Rick Moen wrote:
>Quoting Niall Walsh (linux at esatclear.ie):
>>>If you want to recommend people run testing all the time, fine, I
>>> don't!
>>I certainly do (with access to unstable packages, and "pinning" set to
>favour testing) for desktop boxen. Again, skim-reading DSAs (and acting
>on them) isn't a hardship. It's normal to expect to read (and heed)
>security advisories, if you run Linux.
>>Perhaps it is but should it be? I regard debian security
infrastructure as one of it's key advantages.
>>I think most people like being pampered.
>>>>>It's nice. It's _also_ the rare exception. People who say [paraphrasing]
>"It's dangerous to run testing because you don't auto-receive security
>updates" are suffering a serious failure of perspective
>>If that's how I came across then I take it back. I'm saying you have
to be more conscious of security updates if you don't run stable and it
is slightly more work for testing then unstable. Both testing and
unstable are easy to keep up to date though.
>>A: Use testing, lose security updates when sarge is released
>>>>> ^^^^^^^^^^^^^^^^^^^^^
>One last time: I've had security updates on the testing branch for
>years. It's just not as completely automated as on the stable branch,
>but still better than most Linux distributions in that regard.

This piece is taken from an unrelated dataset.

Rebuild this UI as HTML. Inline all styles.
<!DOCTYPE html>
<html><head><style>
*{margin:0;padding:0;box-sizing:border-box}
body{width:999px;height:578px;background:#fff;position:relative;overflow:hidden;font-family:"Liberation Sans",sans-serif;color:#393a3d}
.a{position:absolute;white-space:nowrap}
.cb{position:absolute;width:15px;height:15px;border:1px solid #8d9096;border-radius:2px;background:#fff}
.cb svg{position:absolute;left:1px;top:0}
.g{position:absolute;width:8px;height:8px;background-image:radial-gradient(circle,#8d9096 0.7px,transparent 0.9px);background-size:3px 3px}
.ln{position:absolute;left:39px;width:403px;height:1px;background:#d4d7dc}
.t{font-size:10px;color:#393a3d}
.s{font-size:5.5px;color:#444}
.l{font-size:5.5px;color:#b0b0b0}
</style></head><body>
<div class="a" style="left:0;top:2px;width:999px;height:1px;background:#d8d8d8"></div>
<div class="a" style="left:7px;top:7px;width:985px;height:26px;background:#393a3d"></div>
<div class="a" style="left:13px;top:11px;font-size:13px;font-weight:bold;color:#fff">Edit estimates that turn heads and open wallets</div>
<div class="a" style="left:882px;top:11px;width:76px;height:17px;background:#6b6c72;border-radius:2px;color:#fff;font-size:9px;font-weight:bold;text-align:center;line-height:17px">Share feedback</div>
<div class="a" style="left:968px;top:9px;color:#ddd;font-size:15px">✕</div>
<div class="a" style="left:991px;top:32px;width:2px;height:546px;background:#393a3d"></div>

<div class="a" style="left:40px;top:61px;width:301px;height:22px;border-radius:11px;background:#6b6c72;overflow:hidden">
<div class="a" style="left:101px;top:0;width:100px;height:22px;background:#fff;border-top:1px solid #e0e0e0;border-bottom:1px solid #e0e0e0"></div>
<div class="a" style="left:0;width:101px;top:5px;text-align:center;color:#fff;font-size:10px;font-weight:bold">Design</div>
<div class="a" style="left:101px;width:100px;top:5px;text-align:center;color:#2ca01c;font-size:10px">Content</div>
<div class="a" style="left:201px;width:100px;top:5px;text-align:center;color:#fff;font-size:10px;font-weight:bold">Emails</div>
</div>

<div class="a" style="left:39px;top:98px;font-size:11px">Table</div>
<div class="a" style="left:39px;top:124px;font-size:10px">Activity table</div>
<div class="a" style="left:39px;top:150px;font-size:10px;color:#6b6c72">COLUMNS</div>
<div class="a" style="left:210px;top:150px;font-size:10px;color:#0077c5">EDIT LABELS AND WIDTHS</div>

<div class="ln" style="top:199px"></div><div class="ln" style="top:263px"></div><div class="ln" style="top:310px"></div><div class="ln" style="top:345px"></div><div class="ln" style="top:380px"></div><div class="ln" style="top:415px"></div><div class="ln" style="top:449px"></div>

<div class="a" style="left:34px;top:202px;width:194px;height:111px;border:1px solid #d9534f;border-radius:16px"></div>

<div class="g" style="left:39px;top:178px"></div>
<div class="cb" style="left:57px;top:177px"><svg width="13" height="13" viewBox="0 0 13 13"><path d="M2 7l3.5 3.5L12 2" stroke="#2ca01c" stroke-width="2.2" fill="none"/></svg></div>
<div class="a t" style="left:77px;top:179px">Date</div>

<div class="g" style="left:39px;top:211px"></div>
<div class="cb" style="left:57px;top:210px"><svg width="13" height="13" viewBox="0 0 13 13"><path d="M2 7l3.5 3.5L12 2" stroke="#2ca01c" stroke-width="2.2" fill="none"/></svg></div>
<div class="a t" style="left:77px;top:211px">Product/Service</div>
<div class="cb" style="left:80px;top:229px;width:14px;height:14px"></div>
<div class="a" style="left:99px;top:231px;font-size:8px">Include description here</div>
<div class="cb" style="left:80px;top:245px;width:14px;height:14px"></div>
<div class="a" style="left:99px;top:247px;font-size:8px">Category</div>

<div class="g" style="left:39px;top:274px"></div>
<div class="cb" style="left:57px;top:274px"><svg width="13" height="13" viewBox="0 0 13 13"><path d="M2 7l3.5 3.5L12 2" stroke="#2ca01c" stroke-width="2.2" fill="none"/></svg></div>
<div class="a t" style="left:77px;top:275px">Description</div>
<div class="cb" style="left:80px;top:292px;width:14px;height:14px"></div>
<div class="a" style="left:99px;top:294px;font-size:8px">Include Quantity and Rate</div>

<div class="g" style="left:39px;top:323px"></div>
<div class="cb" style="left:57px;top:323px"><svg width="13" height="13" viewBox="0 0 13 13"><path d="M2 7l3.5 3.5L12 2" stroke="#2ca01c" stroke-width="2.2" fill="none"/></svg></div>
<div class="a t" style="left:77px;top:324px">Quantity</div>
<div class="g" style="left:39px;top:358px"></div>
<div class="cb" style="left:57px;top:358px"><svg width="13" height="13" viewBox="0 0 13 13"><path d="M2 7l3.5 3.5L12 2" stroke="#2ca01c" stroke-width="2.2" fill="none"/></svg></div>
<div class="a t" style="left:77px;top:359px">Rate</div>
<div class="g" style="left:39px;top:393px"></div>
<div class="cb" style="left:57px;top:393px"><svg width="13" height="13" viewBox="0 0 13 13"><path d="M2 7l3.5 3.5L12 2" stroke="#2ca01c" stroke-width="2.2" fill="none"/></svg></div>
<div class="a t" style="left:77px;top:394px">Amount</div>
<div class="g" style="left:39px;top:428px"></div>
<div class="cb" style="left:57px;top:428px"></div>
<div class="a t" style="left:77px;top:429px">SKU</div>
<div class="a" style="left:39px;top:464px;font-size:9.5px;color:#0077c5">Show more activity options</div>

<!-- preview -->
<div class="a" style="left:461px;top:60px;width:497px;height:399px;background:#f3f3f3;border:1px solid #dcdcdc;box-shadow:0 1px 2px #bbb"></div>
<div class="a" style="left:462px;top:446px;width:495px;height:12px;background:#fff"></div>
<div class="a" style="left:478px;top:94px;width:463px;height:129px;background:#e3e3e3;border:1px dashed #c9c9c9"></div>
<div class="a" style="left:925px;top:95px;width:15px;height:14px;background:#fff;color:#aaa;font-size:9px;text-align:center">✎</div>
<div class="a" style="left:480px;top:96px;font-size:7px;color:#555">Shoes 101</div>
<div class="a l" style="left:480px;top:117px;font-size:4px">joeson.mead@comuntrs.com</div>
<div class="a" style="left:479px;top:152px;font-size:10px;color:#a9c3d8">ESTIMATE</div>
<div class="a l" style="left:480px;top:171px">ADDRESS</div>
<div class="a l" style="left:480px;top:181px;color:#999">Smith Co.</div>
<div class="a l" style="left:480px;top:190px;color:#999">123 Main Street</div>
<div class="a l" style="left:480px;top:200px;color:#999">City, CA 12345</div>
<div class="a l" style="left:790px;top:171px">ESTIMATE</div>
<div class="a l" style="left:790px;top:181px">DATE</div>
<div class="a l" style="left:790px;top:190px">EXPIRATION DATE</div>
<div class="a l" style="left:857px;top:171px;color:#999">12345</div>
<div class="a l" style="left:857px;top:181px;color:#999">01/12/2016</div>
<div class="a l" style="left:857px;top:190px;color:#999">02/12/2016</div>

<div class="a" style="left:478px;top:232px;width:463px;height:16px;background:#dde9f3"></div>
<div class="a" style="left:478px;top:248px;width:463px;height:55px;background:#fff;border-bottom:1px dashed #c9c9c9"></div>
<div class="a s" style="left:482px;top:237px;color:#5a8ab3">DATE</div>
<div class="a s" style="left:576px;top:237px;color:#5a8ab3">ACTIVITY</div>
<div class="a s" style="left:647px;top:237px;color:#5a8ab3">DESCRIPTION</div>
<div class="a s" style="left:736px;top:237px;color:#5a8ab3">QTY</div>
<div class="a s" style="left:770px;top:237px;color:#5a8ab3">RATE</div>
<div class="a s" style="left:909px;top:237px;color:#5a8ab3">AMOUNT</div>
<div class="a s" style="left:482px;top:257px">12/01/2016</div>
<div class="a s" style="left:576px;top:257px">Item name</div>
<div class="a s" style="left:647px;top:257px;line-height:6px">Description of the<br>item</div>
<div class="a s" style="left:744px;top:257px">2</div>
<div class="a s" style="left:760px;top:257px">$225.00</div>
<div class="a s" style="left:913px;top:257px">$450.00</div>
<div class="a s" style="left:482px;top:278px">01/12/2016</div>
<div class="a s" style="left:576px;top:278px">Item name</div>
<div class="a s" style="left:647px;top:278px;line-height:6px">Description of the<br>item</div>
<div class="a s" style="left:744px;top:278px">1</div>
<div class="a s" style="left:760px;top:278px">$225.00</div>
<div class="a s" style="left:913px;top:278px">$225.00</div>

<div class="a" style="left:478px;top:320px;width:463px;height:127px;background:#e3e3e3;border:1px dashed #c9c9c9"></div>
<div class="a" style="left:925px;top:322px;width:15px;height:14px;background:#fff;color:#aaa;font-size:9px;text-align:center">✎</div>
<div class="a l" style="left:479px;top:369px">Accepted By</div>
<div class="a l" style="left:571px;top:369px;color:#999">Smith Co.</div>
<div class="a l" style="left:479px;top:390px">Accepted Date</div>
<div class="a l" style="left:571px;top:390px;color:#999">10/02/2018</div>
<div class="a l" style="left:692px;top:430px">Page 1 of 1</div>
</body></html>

>>By debian standards you lose them (you get to update your packages not
security updates), by any other distributions standards you are probably
still far far ahead of the game! You have not had security updates for
testing (well you have for a few months around release times), you've
just had security notices and the option to upgrade the effected
packages (and their dependencies) to unstable. As I say, it's still
fine, just not as peachy as debian can be (which is how people should
experience it first and it's up to them to decide if the extra admin is
worth it for newer versions of software).
I've happily run testing (testing+sid) on desktops, that doesn't mean
I'd recommend it in general to others!